Au niveau européen, où en est le projet de Marché Unique Européen ?
C'est un sujet historique pour le CNNum qui a et va toujours militer pour faire de la France un acteur décisif et décisionnaire. Il ne suffit pas de dire "oui" au projet, il faut réfléchir aux implications en matière de fiscalité par exemple : comment imposer un agenda européen d'harmonisation fiscale entre les pays membres, pour qu'il n'y ai plus de concurrence avec l'Irlande, les Pays-Bas ou le Luxembourg. L'objectif étant de faciliter l'achat de produits ou le lancement d'entreprise d'un pays à l'autre.
En tant qu'entrepreneur, que pensez-vous des efforts gouvernementaux (législation, fonds d'investissement, incubateurs...) qui ont été faits pour encourager la création d'entreprise ?
Sur la nouvelle économie (en opposition à l'économie traditionnelle), le gouvernement a fait un travail incroyable, on peut même dire que la France a été l'un des pays les plus rapides et est devenue une des grandes nations mondiales sur le sujet. En revanche, si le pays sait lancer des startup, le frein réside dans la capacité à les transformer en champions. Pourquoi ? Les investisseurs regrettent l'absence d'un contexte favorable, les startup déplorent un marché trop petit, mais en réalité la réponse réside dans un entre-deux : cette transition repose sur une culture qui ne se décrète pas. Les startupers doivent donc continuer à aller chercher des marchés plus grands, la France doit réfléchir à la création d'incentives plus intéressantes, tandis que les investisseurs doivent arrêter d'avoir peur. Ce qui est regrettable c'est que de grands groupes français ont les moyens mais n'investissent pas dans les startup locales, lorsqu'ils réalisent une acquisition c'est que le marché est déjà développé, la peur du risque est encore trop présente.
Quels sont les grands thèmes sur lesquels le CNNum va se pencher en 2017 ?

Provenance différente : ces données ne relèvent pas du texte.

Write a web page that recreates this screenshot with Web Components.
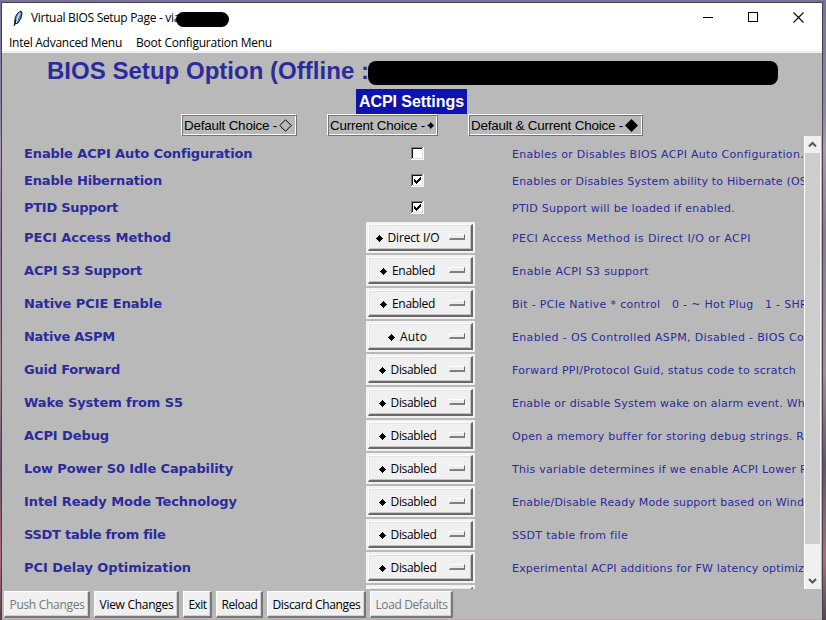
<!DOCTYPE html>
<html lang="en"><head><meta charset="utf-8"><title>Virtual BIOS Setup Page</title>
<style>html,body{margin:0;height:620px;overflow:hidden}</style></head>
<body><bios-window></bios-window>
<script>
const ui='"Open Sans","Noto Sans",sans-serif';
function define(name,html,init){
  customElements.define(name,class extends HTMLElement{
    connectedCallback(){
      if(this.shadowRoot)return;
      this.attachShadow({mode:'open'});
      const t=document.createElement('template');
      t.innerHTML=typeof html==='function'?html(this):html;
      this.shadowRoot.append(t.content.cloneNode(true));
      if(init)init(this);
    }
  });
}
/* Single text line tracked to an exact width in pixels. */
define('fit-text','<style>:host{display:inline-block;white-space:pre;flex:none}</style><span><slot></slot></span>',el=>{
  const w=+el.getAttribute('w');if(!w)return;
  const s=el.shadowRoot.querySelector('span'),n=s.getBoundingClientRect().width;
  s.style.letterSpacing=((w-n)/el.textContent.length)+'px';
  el.style.width=w+'px';
});
define('check-box',el=>`<style>:host{display:block;width:13px;height:13px}svg{display:block}</style>
<svg width="13" height="13" shape-rendering="crispEdges"><path fill="#fff" d="M0 0h13v13H0z"/><path fill="#808080" d="M0 0h12v1H1v11H0z"/><path fill="#111" d="M1 1h10v1H2v9H1z"/><path fill="#ddd" d="M11 2h1v10H2v-1h9z"/>
${el.hasAttribute('on')?'<path fill="#000" d="M3 5h1v1h1v1h1V6h1V5h1V4h1V3h1v3H9v1H8v1H7v1H6v1H5V9H4V8H3z"/>':''}</svg>`);
define('option-menu',el=>`<style>
:host{display:block;width:109px;height:31px;box-sizing:border-box;padding:2px;background:#f2f2f2;font:12px/14px ${ui};color:#000}
.b{height:27px;width:105px;box-sizing:border-box;display:flex;align-items:center;background:#f0f0f0;border:1px solid #fff;border-right:2px solid #696969;border-bottom:2px solid #696969;box-shadow:inset 1px 1px #e3e3e3,inset -1px -1px #c4c4c4;padding:1px 6px 0 0}
.t{flex:1;display:flex;justify-content:center;align-items:center;gap:5px;padding-right:3px}
svg{flex:none;margin-top:1px}i{width:16px;height:6px;margin-top:-2px;box-sizing:border-box;border:1px solid #fff;border-right:1px solid #696969;border-bottom:2px solid #808080;background:#ececec}</style>
<div class="b"><div class="t">${el.getAttribute('value')?`<svg width="7" height="7" shape-rendering="crispEdges"><path d="M3 0h1v1h1v1h1v1h1v1H6v1H5v1H4v1H3V6H2V5H1V4H0V3h1V2h1V1h1z"/></svg><fit-text w="${el.getAttribute('w')}">${el.getAttribute('value')}</fit-text>`:''}</div><i></i></div>`);
define('setting-row',el=>{const v=el.getAttribute('value'),c=v==='on'||v==='off';return `<style>
:host{display:grid;grid-template-columns:342px 146px 292px;align-items:center;height:${c?27:33}px;padding-left:22px;color:#2b2b9c}
.l{font:bold 13px/16px "DejaVu Sans",sans-serif}.d{font:11px/14px "DejaVu Sans",sans-serif;overflow:hidden;padding-top:2px}check-box{margin-left:45px}</style>
<fit-text class="l" w="${el.getAttribute('lw')}">${el.getAttribute('label')}</fit-text>
<div>${c?`<check-box ${v==='on'?'on':''}></check-box>`:`<option-menu value="${v}" w="${{'Direct I/O':52,Enabled:43,Auto:27,Disabled:46}[v]||0}"></option-menu>`}</div>
<div class="d"><fit-text w="${el.getAttribute('dw')}">${el.getAttribute('text')}</fit-text></div>`});
define('legend-box',`<style>:host{display:flex;box-sizing:border-box;height:22px;align-items:center;gap:2px;padding:1px 2px 0 2px;border:1px solid #fff;border-right-color:#747474;border-bottom-color:#747474;box-shadow:inset 1px 1px #777,inset -1px -1px #fff;font:13.4px/16px "Liberation Sans",sans-serif;color:#000}</style><slot></slot>`);
define('push-button',el=>`<style>:host{display:flex;justify-content:center;align-items:center;box-sizing:border-box;height:27px;padding:2px 0 0 1px;width:${el.getAttribute('bw')}px;background:#f0f0f0;border:1px solid #fff;border-right:2px solid #777;border-bottom:2px solid #777;box-shadow:inset -1px -1px #d0d0d0;color:#000;font:12px/16px ${ui}}:host([disabled]){color:#777}</style><fit-text w="${el.getAttribute('w')}">${el.textContent}</fit-text>`);
define('scroll-bar',`<style>:host{display:flex;flex-direction:column;width:17px;height:453px;box-sizing:border-box;background:#f0f0f0;border-left:1px solid #fff}
svg{display:block;flex:none}.thumb{height:391px;margin-right:1px;background:#cdcdcd}.gap{flex:1}</style>
<svg width="16" height="17"><path d="M4 10.5 7.5 7 11 10.5" fill="none" stroke="#555" stroke-width="2"/></svg><div class="thumb"></div><div class="gap"></div><svg width="16" height="17"><path d="M4 7 7.5 10.5 11 7" fill="none" stroke="#555" stroke-width="2"/></svg>`);
define('title-bar',`<style>:host{display:flex;height:30px;align-items:center;background:#fff;font:12px/16px ${ui};color:#000;padding-left:10px;position:relative}
.feather{margin-right:7px}.r{position:absolute;left:174px;top:9px;width:53px;height:15px;border-radius:8px;background:#000}.c{margin-left:auto;margin-right:18px;margin-top:-1px;display:flex;gap:35px}svg{flex:none}</style>
<svg class="feather" width="12" height="17" viewBox="0 0 12 17"><path d="M3 14C2 9 4 3 9 1l1 2-1 5-3 5z" fill="#4b85bd" stroke="#111"/><path d="M8 3C6 6 5 9 4 13" stroke="#b8def4" stroke-width="1.5" fill="none"/><path d="m2 16 2-6" stroke="#000"/></svg>
<fit-text w="149">Virtual BIOS Setup Page - via</fit-text><span class="r"></span>
<div class="c"><svg width="10" height="10" shape-rendering="crispEdges"><path d="M0 5h10v1H0z"/></svg><svg width="10" height="10" shape-rendering="crispEdges"><path d="M.5.5h9v9h-9z" fill="none" stroke="#000"/></svg><svg width="11" height="11"><path d="m.5.5 10 10m0-10-10 10" stroke="#000" stroke-width="1.1"/></svg></div>`);
define('menu-bar',`<style>:host{display:flex;gap:14px;height:16px;padding:2px 0 0 7px;align-items:center;background:#fff;border-bottom:2px solid #f0f0f0;font:12px/16px ${ui};color:#000}</style><fit-text w="113">Intel Advanced Menu</fit-text><fit-text w="136">Boot Configuration Menu</fit-text>`);
const rows=[
['Enable ACPI Auto Configuration',228,'off','Enables or Disables BIOS ACPI Auto Configuration.',292],
['Enable Hibernation',138,'on','Enables or Disables System ability to Hibernate (OS',295],
['PTID Support',94,'on','PTID Support will be loaded if enabled.',223],
['PECI Access Method',147,'Direct I/O','PECI Access Method is Direct I/O or ACPI',239],
['ACPI S3 Support',118,'Enabled','Enable ACPI S3 support',137],
['Native PCIE Enable',138,'Enabled','Bit - PCIe Native * control   0 - ~ Hot Plug   1 - SHP',295],
['Native ASPM',91,'Auto','Enabled - OS Controlled ASPM, Disabled - BIOS Co',292],
['Guid Forward',96,'Disabled','Forward PPI/Protocol Guid, status code to scratch',284],
['Wake System from S5',159,'Disabled','Enable or disable System wake on alarm event. Wh',293],
['ACPI Debug',85,'Disabled','Open a memory buffer for storing debug strings. R',292],
['Low Power S0 Idle Capability',209,'Disabled','This variable determines if we enable ACPI Lower P',295],
['Intel Ready Mode Technology',213,'Disabled','Enable/Disable Ready Mode support based on Windo',299],
['SSDT table from file',141,'Disabled','SSDT table from file',116],
['PCI Delay Optimization',167,'Disabled','Experimental ACPI additions for FW latency optimiz',292],
['',0,'','',0]];
define('bios-window',`<style>
:host{display:block;box-sizing:border-box;width:826px;height:620px;padding:2px 3px 0 1px;background:linear-gradient(180deg,#77729c 0,#8c86a8 18%,#aa98ae 24%,#8a7896 38%,#a98a98 60%,#65526a 75%,#a87079 90%,#5b4254 100%)}
.w{height:618px;box-sizing:border-box;border:1px solid #45414d;border-bottom:0;background:#b9b9b9;display:flex;flex-direction:column}
title-bar,menu-bar,.body,.tools{flex:none}
.head{height:36px;position:relative;padding-left:45px;font:bold 24px/36px "Liberation Sans",sans-serif;color:#2b2b9c}
.redact{position:absolute;left:366px;top:8px;width:410px;height:24px;border-radius:8px;background:#000}
.cap{margin-left:354px;width:111px;height:25px;background:#0e12ae;color:#fff;font:bold 16px/25px "Liberation Sans",sans-serif;text-align:center}
.mid{display:grid;grid-template-columns:802px 17px;height:475px}
.legend{display:flex;height:22px;padding-left:179px}.legend>*{flex:none}
.list{height:449px;overflow:hidden;margin-top:4px}
scroll-bar{margin-top:22px}
.tools{display:flex;gap:4px;padding:2px 0 0 2px;height:27px}.end{margin-top:auto;height:1px;background:#b8aaae}
</style><div class="w"><title-bar></title-bar><menu-bar></menu-bar>
<div class="head"><fit-text w="322">BIOS Setup Option (Offline :</fit-text><span class="redact"></span></div>
<div class="cap"><fit-text w="105">ACPI Settings</fit-text></div>
<div class="mid"><div><div class="legend">
<legend-box style="width:116px"><fit-text w="93">Default Choice -</fit-text><svg width="13" height="13"><path d="M6.5.8 12.2 6.5 6.5 12.2.8 6.5z" fill="none" stroke="#000"/></svg></legend-box>
<legend-box style="width:111px;margin-left:30px"><fit-text w="95">Current Choice -</fit-text><svg width="7" height="7"><path d="M3.5 0 7 3.5 3.5 7 2.5 5 0 3.5 2.5 2z"/></svg></legend-box>
<legend-box style="width:175px;margin-left:30px"><fit-text w="152">Default &amp; Current Choice -</fit-text><svg width="13" height="13"><path d="M6.5 0 13 6.5 6.5 13 0 6.5z"/></svg></legend-box>
</div><div class="list">${rows.map(r=>`<setting-row label="${r[0]}" lw="${r[1]}" value="${r[2]}" text="${r[3]}" dw="${r[4]}"></setting-row>`).join('')}</div></div><scroll-bar></scroll-bar></div>
<div class="tools"><push-button bw="86" w="75">Push Changes</push-button><push-button bw="85" w="74">View Changes</push-button><push-button bw="29" w="18">Exit</push-button><push-button bw="47" w="36">Reload</push-button><push-button bw="99" w="88">Discard Changes</push-button><push-button bw="83" w="72">Load Defaults</push-button></div><div class="end"></div></div>`,el=>{
 const b=el.shadowRoot.querySelectorAll('push-button');b[0].setAttribute('disabled','');b[5].setAttribute('disabled','');
});
</script></body></html>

Le dernier projet lancé et auquel j'ai collaboré est l'exclusion numérique. Que faire pour les 20 à 30% de Français pour qui le numérique est compliqué ? Une réflexion a déjà été entamée avec La Poste, Emmaüs Connect, le département du 93 ou encore l'Estonie. Des pistes ont déjà été trouvées pour les extrêmement exclus, en raison d'un handicap, d'un âge avancé ou de la barrière de la langue, ce qui concerne environ 5% de la population. Pour les malvoyants, la Loi pour la République Numérique a par exemple imposé des standards aux sites Internet. Pour les 15% d'exclus restants, c'est plus complexe car ils nécessitent seulement un accompagnement et une formation pour être à l'aise avec le numérique. Problème, qui doit les ac compagner et qui doit payer pour ça ? Axelle Lemaire a récemment mis en place une structure capable d'émettre des chèques pour la médiation numérique, le but étant de rendre un individu autonome en seulement quelques rendez-vous. L'initiative a bien été lancée mais la question de son financement (les collectivités ? les administrations ?) n'a pas été réglée. Mon intime conviction est que cette éducation au numérique est une mission stratégique et nécessaire pour l'Etat, c'est même son rôle parce qu'il a tout à y gagner : Emmaüs Connect a démontré que le R.O.I de la formation à l'autonomie numérique permettrait de réaliser des économies, car quelqu'un d'autonome c'est quelqu'un qui ne se déplace plus pour des démarches qui peuvent être faites en ligne, qui n'a plus besoin de l'aide sociale pour se sortir de certaines difficultés. La faute incombe à tout l'écosystème : aux acteurs privés qui ont tout numérisé rapidement sans s'adapter, à l'école qui ne transmet pas assez les compétences aux plus jeunes et aux moins jeunes.
Quel va être le rôle du CNNum en amont, durant et suite aux élections présidentielles ?
Le CNNum n'a pas de programme exhaustif mais a identifié quelques sujets-clés comme l'intelligence artificielle ou l'exclusion numérique qui sont des sujets-clés pas encore assez discutés. En revanche plus besoin de parler des startup car à présent tous les candidats à la présidentielles se sont saisis du sujet. Et c'est une bonne chose car la vie administrative a besoin d'être influencée par des entrepreneurs, ils doivent être représentés dans la société au même titre que les autres citoyens.
Quel bilan tirez-vous de l'action du CNNum sous votre présidence ?
Le temps que j'y ai passé a été très positif avec par exemple l'aboutissement du plan de transformation numérique de l'université : mise en place des méthodes de la co-conception et du design collaboratif avec des étudiants, des professeurs, des experts et des administrations, construction d'un référentiel de l'enseignement supérieur qui sert aujourd'hui de dialogue. Dans le domaine des TPE et PME, ça a aussi été un succès puisque le gouvernement appliquera le 30 janvier prochain une partie des recommandations élaborées par le CNNum pour accompagner le développement des entreprises françaises.